→ **Set problem**
Take every line from the material that has the word "drawn" in it.

→ **Source material**

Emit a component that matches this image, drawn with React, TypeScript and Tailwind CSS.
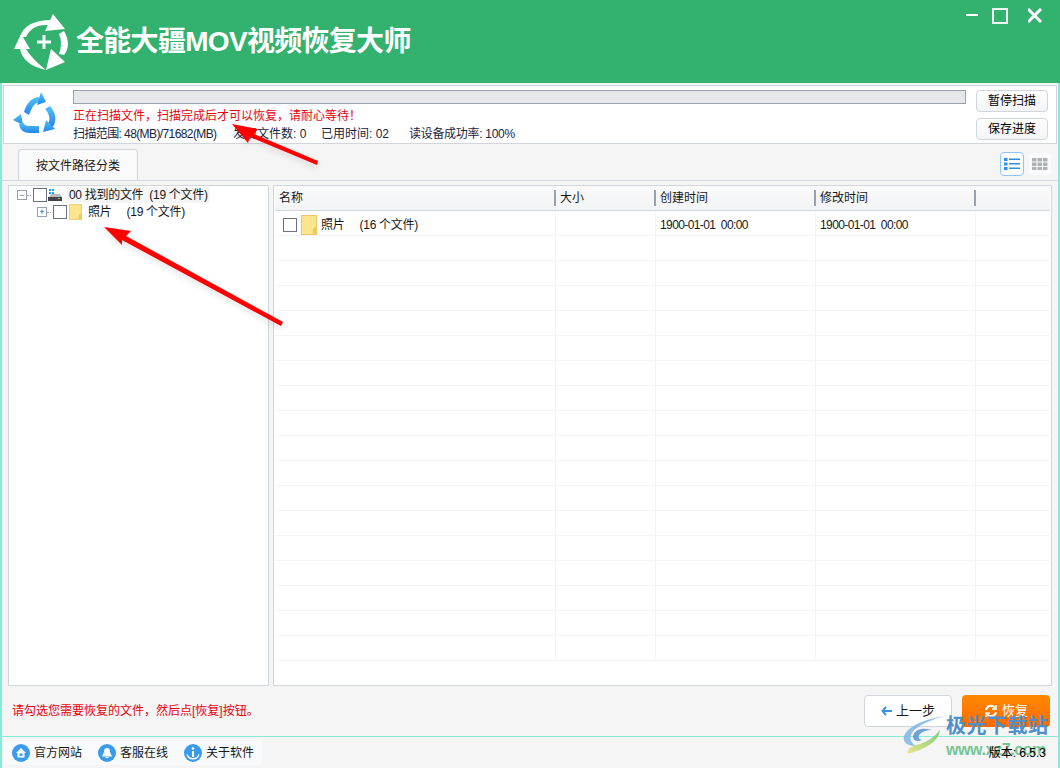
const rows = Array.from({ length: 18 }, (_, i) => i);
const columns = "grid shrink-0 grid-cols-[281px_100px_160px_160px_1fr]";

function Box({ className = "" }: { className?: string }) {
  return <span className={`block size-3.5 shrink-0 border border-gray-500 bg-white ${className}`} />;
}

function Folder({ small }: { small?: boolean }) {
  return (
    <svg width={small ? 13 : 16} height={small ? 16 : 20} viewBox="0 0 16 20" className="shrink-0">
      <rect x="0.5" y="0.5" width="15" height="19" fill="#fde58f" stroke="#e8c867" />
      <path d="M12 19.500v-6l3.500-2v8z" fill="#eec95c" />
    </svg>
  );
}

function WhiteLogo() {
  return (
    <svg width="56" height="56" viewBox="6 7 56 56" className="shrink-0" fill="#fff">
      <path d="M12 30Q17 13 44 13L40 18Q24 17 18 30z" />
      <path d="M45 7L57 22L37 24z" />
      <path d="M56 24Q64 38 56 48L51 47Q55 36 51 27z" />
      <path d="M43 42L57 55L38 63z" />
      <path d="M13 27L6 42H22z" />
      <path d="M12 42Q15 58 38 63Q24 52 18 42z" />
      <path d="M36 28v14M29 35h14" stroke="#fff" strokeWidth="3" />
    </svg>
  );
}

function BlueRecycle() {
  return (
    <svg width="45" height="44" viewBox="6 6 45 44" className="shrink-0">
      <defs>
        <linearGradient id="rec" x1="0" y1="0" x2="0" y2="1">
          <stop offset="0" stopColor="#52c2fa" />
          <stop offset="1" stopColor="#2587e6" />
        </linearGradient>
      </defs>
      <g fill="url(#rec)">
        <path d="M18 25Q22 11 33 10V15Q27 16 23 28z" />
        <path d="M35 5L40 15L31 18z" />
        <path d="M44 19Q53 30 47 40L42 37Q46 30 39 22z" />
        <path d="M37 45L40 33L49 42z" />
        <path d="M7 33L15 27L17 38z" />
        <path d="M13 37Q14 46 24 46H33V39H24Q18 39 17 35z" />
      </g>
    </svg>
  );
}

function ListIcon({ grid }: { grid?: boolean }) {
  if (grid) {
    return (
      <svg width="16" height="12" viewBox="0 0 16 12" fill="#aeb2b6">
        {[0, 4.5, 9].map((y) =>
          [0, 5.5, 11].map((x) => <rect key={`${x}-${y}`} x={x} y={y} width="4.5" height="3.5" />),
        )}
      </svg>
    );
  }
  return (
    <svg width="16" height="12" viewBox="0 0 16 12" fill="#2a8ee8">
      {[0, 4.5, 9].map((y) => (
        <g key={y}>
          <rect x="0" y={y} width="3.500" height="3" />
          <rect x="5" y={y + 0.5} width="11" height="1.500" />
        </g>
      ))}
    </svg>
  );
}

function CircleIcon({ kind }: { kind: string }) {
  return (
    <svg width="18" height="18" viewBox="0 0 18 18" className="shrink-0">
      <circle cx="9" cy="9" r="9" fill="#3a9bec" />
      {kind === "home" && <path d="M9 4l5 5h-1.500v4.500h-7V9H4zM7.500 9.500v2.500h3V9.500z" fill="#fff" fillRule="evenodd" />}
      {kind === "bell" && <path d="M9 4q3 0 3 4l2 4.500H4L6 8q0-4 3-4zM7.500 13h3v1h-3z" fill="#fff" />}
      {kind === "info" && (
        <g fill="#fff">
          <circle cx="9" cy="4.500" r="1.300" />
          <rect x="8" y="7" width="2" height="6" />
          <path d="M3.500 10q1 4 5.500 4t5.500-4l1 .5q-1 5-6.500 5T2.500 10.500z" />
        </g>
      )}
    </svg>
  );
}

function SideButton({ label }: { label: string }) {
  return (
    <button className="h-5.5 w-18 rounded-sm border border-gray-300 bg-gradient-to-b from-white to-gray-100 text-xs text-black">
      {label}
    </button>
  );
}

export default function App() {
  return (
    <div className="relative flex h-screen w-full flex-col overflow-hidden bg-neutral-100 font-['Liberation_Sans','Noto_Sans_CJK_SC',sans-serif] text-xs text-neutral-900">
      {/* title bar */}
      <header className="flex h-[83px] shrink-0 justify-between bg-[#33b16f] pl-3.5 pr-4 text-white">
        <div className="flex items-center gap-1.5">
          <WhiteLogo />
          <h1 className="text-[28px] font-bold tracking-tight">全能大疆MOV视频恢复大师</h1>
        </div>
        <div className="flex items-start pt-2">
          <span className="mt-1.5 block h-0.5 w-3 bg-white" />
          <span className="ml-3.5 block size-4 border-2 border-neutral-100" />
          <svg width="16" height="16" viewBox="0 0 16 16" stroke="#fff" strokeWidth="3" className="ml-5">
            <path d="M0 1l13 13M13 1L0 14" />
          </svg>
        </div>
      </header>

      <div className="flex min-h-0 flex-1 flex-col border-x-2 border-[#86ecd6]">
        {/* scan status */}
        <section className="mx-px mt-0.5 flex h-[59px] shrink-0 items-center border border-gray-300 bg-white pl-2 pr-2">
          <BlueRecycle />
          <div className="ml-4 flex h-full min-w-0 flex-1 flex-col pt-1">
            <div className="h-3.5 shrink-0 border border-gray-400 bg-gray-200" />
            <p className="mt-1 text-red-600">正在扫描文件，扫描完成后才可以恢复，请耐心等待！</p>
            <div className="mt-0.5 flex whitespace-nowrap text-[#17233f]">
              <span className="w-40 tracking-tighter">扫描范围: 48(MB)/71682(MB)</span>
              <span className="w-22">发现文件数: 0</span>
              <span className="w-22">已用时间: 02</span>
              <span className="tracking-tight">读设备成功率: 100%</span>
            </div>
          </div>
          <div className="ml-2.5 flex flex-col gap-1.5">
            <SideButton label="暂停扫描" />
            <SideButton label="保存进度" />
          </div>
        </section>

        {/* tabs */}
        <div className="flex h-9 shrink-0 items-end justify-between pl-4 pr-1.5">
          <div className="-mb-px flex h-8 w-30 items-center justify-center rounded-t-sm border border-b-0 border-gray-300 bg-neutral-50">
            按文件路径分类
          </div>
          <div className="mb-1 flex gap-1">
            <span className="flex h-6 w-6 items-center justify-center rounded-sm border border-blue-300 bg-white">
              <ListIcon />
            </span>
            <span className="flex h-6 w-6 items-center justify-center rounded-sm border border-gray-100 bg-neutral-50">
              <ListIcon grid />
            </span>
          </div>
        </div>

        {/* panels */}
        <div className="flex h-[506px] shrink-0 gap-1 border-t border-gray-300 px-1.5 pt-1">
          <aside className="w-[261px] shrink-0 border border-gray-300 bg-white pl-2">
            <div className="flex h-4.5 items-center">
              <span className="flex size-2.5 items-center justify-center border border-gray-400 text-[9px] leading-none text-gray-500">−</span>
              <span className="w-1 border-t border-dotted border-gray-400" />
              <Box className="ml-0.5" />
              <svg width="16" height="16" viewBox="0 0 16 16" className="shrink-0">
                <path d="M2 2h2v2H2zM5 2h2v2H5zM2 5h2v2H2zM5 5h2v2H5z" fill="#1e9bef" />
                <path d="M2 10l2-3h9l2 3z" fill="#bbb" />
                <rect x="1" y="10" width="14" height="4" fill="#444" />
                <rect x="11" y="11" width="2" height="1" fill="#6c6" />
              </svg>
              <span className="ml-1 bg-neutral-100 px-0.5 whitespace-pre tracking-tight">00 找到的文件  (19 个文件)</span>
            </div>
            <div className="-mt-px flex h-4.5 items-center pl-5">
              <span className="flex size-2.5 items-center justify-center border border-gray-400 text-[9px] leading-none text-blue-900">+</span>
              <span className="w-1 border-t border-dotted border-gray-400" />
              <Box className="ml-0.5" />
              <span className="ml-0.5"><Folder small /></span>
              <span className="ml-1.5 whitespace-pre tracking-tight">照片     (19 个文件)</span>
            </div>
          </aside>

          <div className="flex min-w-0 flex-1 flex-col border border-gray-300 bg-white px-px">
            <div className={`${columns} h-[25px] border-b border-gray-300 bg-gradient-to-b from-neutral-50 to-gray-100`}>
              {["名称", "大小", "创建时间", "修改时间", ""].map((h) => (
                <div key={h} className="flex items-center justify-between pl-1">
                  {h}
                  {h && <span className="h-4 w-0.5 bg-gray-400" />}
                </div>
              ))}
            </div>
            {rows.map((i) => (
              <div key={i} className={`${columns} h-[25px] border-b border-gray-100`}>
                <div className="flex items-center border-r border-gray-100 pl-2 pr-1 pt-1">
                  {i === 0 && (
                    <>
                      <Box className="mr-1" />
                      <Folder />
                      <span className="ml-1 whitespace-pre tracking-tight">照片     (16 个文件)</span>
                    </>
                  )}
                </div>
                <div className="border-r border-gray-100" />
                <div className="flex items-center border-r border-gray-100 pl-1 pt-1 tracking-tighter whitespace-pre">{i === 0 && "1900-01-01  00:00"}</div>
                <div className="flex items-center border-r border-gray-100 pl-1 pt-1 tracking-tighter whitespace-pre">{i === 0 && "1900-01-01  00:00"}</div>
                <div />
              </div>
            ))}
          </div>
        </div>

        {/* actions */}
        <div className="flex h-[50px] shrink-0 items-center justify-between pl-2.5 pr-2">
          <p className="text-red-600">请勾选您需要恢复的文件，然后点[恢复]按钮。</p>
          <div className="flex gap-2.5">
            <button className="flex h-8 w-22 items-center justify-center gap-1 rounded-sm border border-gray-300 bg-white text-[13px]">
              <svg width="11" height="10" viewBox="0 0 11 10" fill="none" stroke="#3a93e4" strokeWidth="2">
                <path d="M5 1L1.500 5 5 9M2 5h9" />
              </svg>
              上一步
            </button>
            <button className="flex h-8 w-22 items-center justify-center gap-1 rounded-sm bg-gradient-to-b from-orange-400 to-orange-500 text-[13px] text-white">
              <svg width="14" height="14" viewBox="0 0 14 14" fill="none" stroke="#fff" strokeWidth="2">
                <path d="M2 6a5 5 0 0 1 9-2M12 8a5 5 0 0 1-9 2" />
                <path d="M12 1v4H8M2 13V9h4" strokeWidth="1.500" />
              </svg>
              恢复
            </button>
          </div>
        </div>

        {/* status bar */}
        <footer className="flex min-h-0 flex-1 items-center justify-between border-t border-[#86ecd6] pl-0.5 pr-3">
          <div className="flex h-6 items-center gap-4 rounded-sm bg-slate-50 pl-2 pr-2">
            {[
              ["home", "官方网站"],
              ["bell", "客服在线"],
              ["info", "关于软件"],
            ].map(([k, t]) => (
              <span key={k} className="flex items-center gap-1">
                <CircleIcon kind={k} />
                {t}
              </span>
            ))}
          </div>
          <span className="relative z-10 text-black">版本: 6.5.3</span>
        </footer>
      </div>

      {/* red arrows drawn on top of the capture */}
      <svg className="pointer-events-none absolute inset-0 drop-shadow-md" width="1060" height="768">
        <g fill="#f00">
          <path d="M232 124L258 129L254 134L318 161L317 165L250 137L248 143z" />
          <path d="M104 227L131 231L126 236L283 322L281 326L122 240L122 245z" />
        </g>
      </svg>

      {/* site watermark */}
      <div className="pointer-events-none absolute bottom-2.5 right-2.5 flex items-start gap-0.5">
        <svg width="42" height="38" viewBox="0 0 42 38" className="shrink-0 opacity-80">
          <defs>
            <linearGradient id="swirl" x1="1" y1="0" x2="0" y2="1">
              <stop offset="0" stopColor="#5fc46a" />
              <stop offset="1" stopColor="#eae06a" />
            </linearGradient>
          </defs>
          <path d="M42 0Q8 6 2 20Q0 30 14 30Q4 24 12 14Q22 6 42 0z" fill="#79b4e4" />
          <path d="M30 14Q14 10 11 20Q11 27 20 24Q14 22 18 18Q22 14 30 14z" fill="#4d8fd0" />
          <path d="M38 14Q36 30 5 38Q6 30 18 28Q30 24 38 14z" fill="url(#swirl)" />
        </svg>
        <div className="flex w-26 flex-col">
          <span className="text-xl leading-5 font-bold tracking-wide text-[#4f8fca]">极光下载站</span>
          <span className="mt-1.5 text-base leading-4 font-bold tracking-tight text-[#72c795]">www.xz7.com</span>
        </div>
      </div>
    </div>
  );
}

→ **Written reply**
Emit a component that matches this image, drawn with React, TypeScript and Tailwind CSS.
      {/* red arrows drawn on top of the capture */}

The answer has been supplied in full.